Hareketler ve kostümler çok abartılmış olsa da çok sağlam bir senaryosu var oyunun. Bazı sahnelerde gerçekten neşelenirken bazılarında gothik bir kabusun içinde buluyorsunuz kendizi. Bu durum biraz yorucu aslına bakarsanız insanı manik depresif bir havaya sokuyor.
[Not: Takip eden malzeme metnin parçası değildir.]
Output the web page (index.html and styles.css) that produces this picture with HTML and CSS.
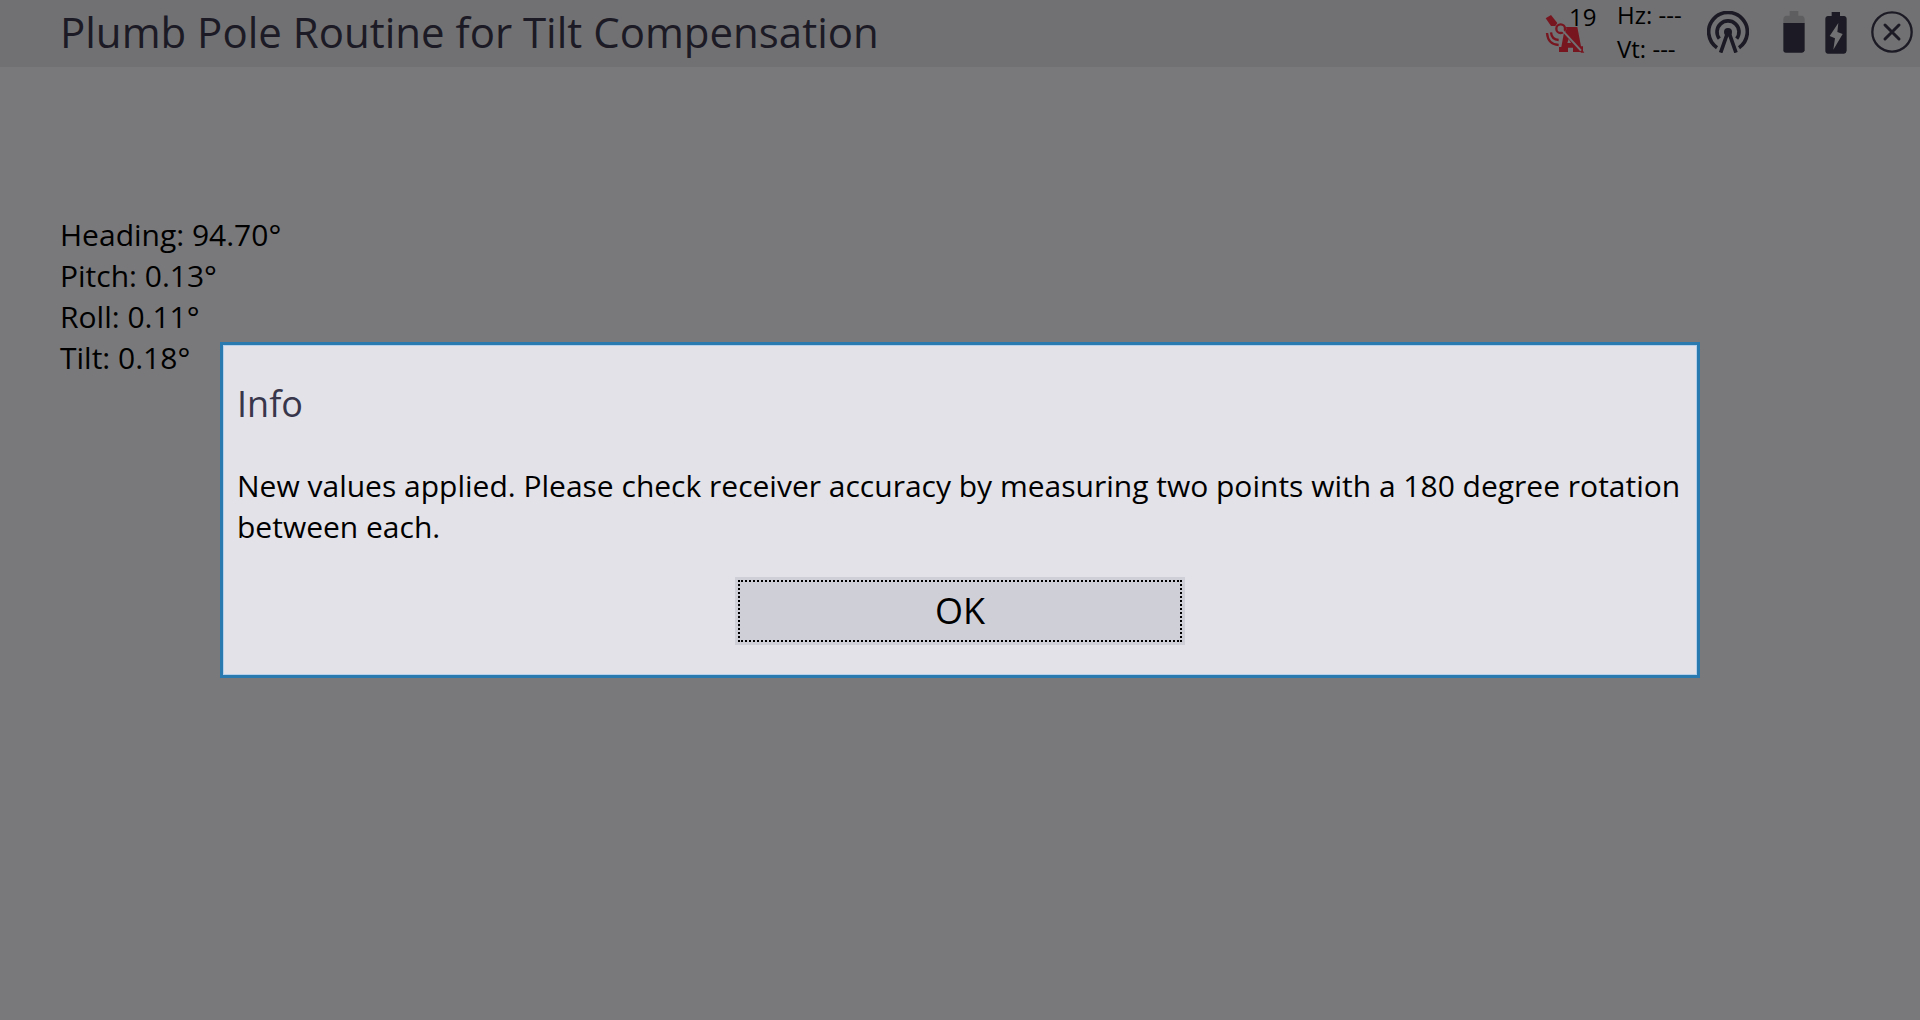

Öte yandan buna "Alman tarzı" demek yanlış olmaz sanırım.

Başında ve içinde bol esnemeli ve tembelleştirici bu oyuna mümkün olduğunca uykunuzu alarak gidiniz

11 Nisan 2009 Cumartesi

Kontrabas - Patrick Süskind

"Eliyle iş yapan siz diğerlerinden tek farkım bunu üstümde frak ile yapmam"
Yer: Devlet Tiyatrosu Cevahir Sahnesi

Her orkestranın vaz geçilmezlerinden olmasına karşın (oyunun yalancısıyız) hiç kimseden hakettiği takdir edilemeyen bir enstruman Kontrabas.

Kontrabas oyunu ise hayatını bu enstrüman üzerine, devlet operasındaki görevi etrafında kurmuş ve kendini bu hale hapsetmiş bir sanatçının dilinden çok iyi odaklanılmış bir öz eleştri.
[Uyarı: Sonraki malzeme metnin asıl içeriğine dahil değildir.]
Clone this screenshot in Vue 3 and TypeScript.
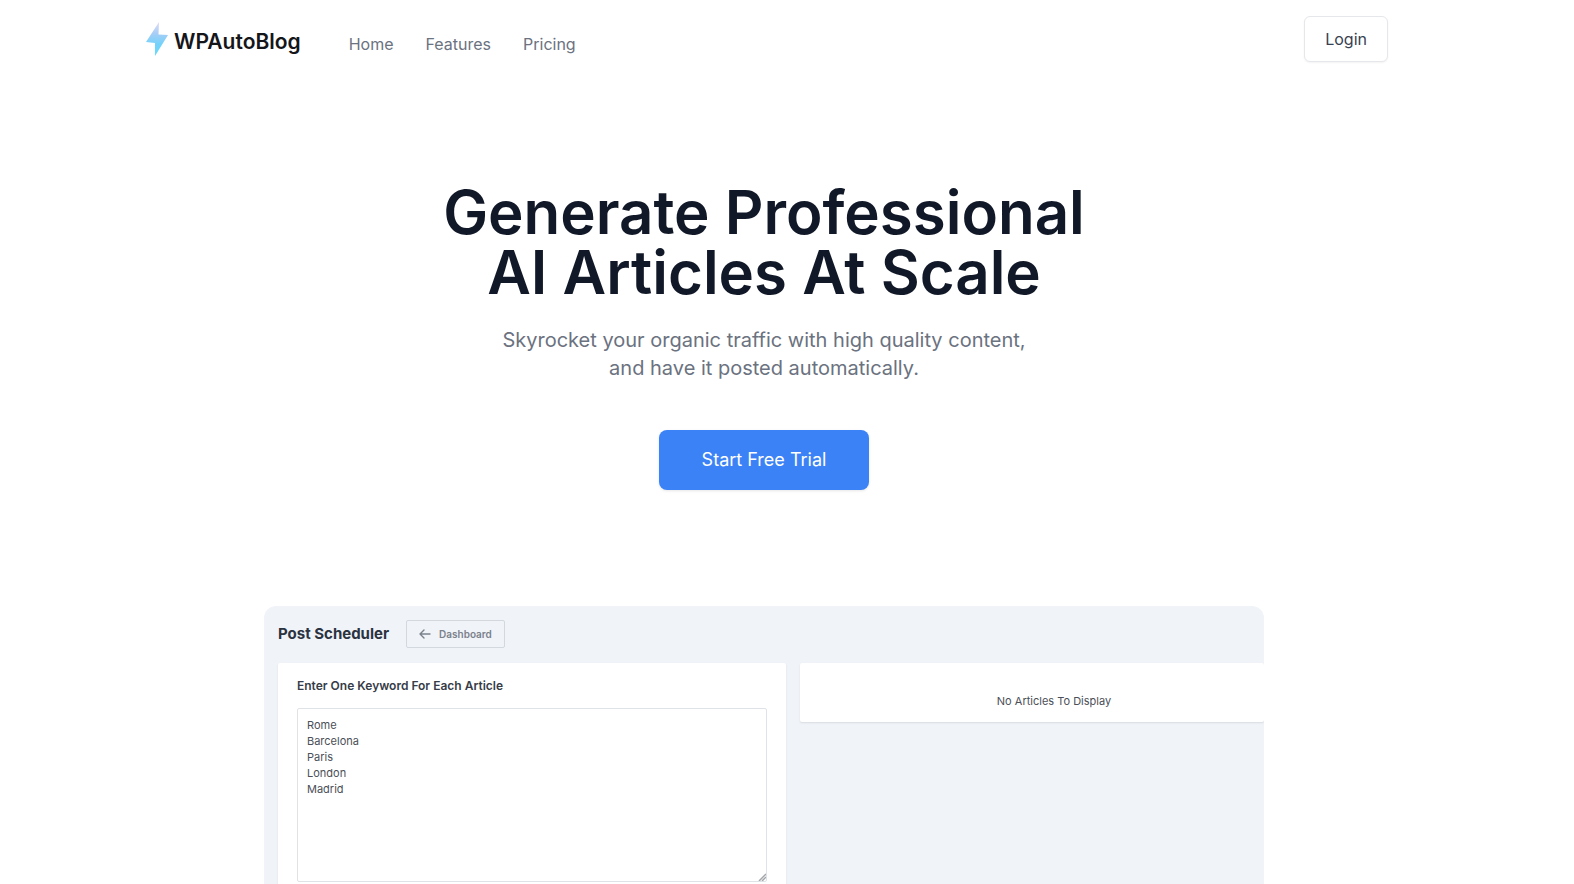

Metin Belginin sahneye hakimliği, oyun repliğinde geçen bir sürü teknik bilgiye rağmen muazzam akıcı ifadesiyle seyirciyi bağlaması ile sıradan hayatlarımızda belki daha önceden hiç ilgi göstermediğimiz bir objenin hakkında belli bir bilgi birikimi ve duygusal fikirler ile doluyoruz.

Bence muazzam bir yapıt olan "Koku (Parfume)" kitabının da yazarı olan Patrick Süskind alışıldık sert üslubuyla korkunç etkileyiciliğini burada da resmen "konuşturmuş" demem gerekiyor.
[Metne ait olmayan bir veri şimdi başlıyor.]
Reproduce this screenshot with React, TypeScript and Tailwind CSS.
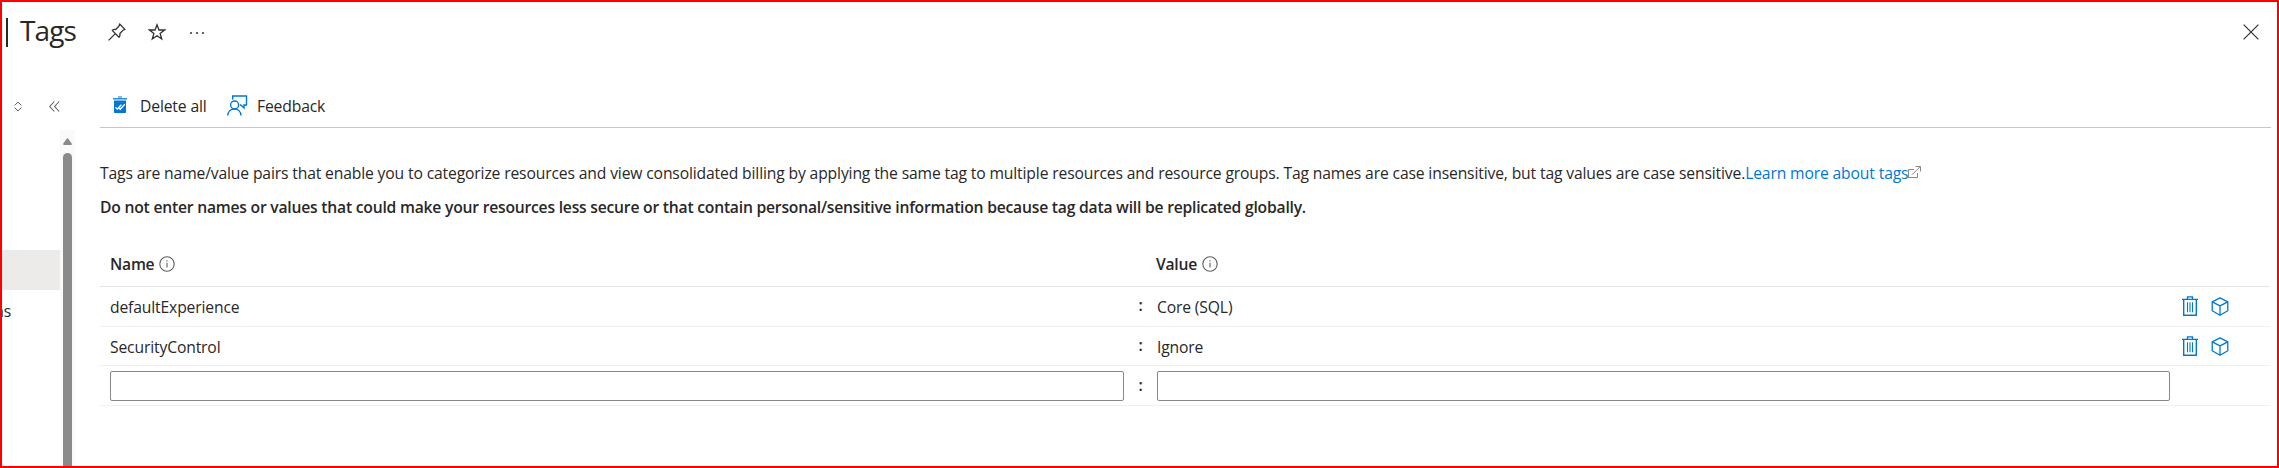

Biletler için Levent Göven'e teşekkürler...

9 Nisan 2009 Perşembe

Eskici Dükkanı - Orhan Kemal

"Oyuncu Rahatsızlığı" nedeniyle 4 saat kala oyun kaldırıldı ve dekora ihtiyaç duymayan "Dönüşüm - Kafka" oyununa çevirildi program.

Bu ay içinde zaten 2 kere gitmiş olduğum ve çok güzel olmasına rağmen çok depresif olan Dönüşüm'e tekrar gidemeyeceğim için oyun biletimi başka bir oyuna çevirttirdim. Kısmetse 1 Mayıs'ta "Onlar Ermiş Muradına" isimli oyuna gidiyorum...

3 Nisan 2009 Cuma

Dönüşüm - Franz Kafka

"Sen nasıl bir insansın Gregor!"
Yer: Şehir Tiyatroları Üsküdar Kerem Yılmazer Sahnesi

Bir oyun bu kadar boş bir sahnede ancak bu kadar görsel zenginlik barındırabilir. Tam Kafka'nın tarzını bütün sembolizmiyle seyirciye aktaran bir oyun olmuş "Dönüşüm".

Hikayeye zaten söylenecek söz bulmak zor ancak bu oyunda tamamen oyuncuların taşıdığı görsellik gerçekten çok keyifli.

Oyuna kitaptan farklı birçok öğe de katılmış ve bu daha da keyiflendirmiş hikayenin akışını ancak tek canımı sıkan oyuna sürekli eşlik eden müzik sesinin oyuncuların sesini genelde bastırıyor olmasıydı. Mümkünse önlerden yer bularak bu sorunu bertaraf etmeye çalışın.